## Set task
Each line containing the word "styles" needs to be copied.

====== Stored data

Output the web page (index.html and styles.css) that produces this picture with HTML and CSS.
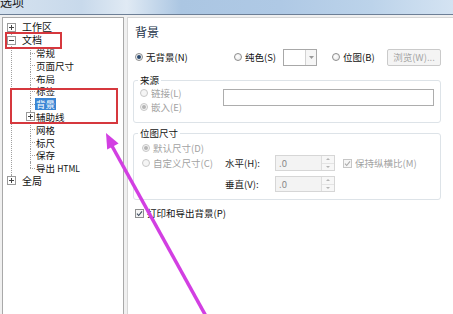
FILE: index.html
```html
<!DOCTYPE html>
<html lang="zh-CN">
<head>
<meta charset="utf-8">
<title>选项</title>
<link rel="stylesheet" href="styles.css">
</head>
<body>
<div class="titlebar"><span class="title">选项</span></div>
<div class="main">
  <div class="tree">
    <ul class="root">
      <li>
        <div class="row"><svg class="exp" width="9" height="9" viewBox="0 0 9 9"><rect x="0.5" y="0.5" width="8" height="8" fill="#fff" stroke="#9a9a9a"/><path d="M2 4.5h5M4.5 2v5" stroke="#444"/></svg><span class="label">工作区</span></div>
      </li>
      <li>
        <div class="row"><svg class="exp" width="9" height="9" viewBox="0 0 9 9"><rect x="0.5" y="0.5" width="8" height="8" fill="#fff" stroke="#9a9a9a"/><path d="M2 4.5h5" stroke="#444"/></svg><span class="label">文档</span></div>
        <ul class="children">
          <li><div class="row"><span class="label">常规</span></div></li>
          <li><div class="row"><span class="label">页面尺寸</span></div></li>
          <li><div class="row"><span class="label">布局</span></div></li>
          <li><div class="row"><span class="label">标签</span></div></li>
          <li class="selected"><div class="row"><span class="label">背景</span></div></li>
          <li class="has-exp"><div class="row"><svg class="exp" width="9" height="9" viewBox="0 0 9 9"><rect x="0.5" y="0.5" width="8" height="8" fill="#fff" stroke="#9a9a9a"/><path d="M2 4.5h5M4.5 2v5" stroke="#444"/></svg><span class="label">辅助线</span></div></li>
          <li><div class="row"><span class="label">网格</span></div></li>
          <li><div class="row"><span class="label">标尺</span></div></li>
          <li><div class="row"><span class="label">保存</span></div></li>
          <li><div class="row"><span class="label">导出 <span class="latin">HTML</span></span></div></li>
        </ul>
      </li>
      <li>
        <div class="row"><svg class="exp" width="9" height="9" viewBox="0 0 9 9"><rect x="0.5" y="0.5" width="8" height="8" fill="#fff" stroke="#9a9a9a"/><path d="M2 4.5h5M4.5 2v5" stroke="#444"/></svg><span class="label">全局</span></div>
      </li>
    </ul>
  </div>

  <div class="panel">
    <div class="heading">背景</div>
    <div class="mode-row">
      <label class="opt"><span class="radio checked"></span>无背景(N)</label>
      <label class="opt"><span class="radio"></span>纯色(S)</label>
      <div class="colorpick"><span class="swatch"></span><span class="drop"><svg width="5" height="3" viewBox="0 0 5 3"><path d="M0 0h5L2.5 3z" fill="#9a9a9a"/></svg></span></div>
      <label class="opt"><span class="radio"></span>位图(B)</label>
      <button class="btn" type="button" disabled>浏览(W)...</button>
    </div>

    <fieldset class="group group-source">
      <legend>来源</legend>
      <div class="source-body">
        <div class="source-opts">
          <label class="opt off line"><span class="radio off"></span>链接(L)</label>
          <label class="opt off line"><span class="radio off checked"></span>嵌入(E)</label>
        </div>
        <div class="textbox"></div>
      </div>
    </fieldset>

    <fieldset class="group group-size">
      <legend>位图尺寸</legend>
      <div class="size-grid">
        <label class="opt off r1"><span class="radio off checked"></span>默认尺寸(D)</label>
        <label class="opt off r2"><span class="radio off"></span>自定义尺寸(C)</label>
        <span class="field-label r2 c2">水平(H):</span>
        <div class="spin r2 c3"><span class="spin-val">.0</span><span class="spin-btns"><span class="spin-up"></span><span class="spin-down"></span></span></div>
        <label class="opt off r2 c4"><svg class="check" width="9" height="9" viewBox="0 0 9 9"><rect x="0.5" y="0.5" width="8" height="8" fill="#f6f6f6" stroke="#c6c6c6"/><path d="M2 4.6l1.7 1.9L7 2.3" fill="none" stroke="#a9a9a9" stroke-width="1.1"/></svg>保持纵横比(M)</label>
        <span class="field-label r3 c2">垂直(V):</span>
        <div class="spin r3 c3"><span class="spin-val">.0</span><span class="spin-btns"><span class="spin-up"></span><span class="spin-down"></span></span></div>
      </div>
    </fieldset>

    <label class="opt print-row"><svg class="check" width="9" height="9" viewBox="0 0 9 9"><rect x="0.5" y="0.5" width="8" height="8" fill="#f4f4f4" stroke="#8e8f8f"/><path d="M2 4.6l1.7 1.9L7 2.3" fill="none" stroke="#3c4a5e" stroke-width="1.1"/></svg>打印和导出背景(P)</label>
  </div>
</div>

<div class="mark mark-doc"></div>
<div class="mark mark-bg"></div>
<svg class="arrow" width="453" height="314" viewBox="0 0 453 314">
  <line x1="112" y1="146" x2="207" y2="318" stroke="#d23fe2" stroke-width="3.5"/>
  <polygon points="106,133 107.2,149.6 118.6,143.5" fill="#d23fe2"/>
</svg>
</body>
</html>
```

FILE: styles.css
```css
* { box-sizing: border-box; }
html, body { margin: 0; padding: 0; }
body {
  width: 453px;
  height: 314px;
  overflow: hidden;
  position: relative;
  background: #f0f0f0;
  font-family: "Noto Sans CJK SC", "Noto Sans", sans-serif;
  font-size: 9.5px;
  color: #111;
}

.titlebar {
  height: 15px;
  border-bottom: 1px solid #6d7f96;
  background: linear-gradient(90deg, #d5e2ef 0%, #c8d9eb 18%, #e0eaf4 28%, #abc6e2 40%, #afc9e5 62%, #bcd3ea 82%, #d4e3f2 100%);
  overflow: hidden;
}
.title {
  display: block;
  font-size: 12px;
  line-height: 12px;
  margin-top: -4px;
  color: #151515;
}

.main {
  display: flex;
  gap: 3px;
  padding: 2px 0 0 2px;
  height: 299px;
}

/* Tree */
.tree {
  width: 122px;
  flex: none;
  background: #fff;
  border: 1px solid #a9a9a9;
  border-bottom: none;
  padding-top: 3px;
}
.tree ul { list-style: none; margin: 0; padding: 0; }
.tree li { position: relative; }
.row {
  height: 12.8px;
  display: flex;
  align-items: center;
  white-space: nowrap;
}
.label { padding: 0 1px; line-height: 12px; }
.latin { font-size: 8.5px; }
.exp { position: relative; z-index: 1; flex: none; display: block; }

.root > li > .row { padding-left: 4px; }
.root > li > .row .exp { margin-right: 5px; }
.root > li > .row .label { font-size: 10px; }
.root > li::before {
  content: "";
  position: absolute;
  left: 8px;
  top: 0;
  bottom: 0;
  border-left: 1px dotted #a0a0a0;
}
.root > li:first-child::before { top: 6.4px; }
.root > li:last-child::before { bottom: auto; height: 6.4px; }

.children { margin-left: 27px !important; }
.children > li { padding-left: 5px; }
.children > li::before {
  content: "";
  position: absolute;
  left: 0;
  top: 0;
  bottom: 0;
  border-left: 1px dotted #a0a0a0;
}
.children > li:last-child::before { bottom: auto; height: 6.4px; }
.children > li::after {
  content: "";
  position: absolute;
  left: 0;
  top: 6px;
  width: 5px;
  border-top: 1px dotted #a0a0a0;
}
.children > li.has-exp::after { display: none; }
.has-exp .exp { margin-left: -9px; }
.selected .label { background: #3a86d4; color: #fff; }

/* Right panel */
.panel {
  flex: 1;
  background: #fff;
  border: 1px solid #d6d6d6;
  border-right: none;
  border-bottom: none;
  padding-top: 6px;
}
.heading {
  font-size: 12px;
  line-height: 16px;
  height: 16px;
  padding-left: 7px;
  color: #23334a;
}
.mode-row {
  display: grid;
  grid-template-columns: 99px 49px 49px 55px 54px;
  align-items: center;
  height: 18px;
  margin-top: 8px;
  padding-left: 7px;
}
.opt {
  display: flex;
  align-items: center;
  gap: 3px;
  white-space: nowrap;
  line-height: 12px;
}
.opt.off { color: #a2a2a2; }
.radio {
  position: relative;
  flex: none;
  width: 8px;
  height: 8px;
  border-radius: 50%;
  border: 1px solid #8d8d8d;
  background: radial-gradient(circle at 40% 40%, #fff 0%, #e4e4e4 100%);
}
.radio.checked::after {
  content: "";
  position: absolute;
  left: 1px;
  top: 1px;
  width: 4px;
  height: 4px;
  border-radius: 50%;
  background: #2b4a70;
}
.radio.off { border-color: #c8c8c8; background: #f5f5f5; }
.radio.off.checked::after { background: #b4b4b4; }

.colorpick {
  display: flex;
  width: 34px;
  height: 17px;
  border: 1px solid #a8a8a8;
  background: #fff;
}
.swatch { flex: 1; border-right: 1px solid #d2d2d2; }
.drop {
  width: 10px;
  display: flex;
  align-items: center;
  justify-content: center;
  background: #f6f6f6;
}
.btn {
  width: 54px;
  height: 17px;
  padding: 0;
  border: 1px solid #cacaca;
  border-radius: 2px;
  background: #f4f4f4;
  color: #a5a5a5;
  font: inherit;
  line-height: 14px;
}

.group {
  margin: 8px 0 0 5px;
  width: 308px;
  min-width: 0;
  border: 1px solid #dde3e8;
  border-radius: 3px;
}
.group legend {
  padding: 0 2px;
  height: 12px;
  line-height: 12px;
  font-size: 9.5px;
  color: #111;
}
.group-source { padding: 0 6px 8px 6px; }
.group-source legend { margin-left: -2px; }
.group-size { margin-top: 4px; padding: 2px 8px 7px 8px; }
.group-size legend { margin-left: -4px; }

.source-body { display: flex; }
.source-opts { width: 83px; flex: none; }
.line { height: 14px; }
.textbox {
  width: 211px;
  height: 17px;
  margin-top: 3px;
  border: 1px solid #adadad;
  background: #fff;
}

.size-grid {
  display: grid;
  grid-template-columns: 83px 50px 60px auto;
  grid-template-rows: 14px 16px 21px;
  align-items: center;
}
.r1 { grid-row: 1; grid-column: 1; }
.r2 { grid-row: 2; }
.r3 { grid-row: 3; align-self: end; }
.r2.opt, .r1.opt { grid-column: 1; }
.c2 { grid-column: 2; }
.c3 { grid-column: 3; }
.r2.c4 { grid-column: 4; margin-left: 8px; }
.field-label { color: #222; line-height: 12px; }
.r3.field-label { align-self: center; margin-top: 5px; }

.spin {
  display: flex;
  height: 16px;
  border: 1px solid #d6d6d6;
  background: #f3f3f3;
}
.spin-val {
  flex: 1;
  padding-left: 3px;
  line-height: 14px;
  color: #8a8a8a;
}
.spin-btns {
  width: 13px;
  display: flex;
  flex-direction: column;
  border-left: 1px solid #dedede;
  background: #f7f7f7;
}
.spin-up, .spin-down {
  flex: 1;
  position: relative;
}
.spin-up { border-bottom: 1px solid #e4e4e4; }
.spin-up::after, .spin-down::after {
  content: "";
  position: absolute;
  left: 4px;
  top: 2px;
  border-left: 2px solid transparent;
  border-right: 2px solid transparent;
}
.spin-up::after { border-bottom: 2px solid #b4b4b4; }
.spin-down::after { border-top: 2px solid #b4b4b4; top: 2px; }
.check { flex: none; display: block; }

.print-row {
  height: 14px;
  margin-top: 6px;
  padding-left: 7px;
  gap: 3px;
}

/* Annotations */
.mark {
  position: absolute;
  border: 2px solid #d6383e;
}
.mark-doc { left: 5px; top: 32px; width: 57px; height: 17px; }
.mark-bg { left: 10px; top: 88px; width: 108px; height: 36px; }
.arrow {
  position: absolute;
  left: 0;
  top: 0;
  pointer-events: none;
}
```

============

## Task answer
Output the web page (index.html and styles.css) that produces this picture with HTML and CSS.
<link rel="stylesheet" href="styles.css">
FILE: styles.css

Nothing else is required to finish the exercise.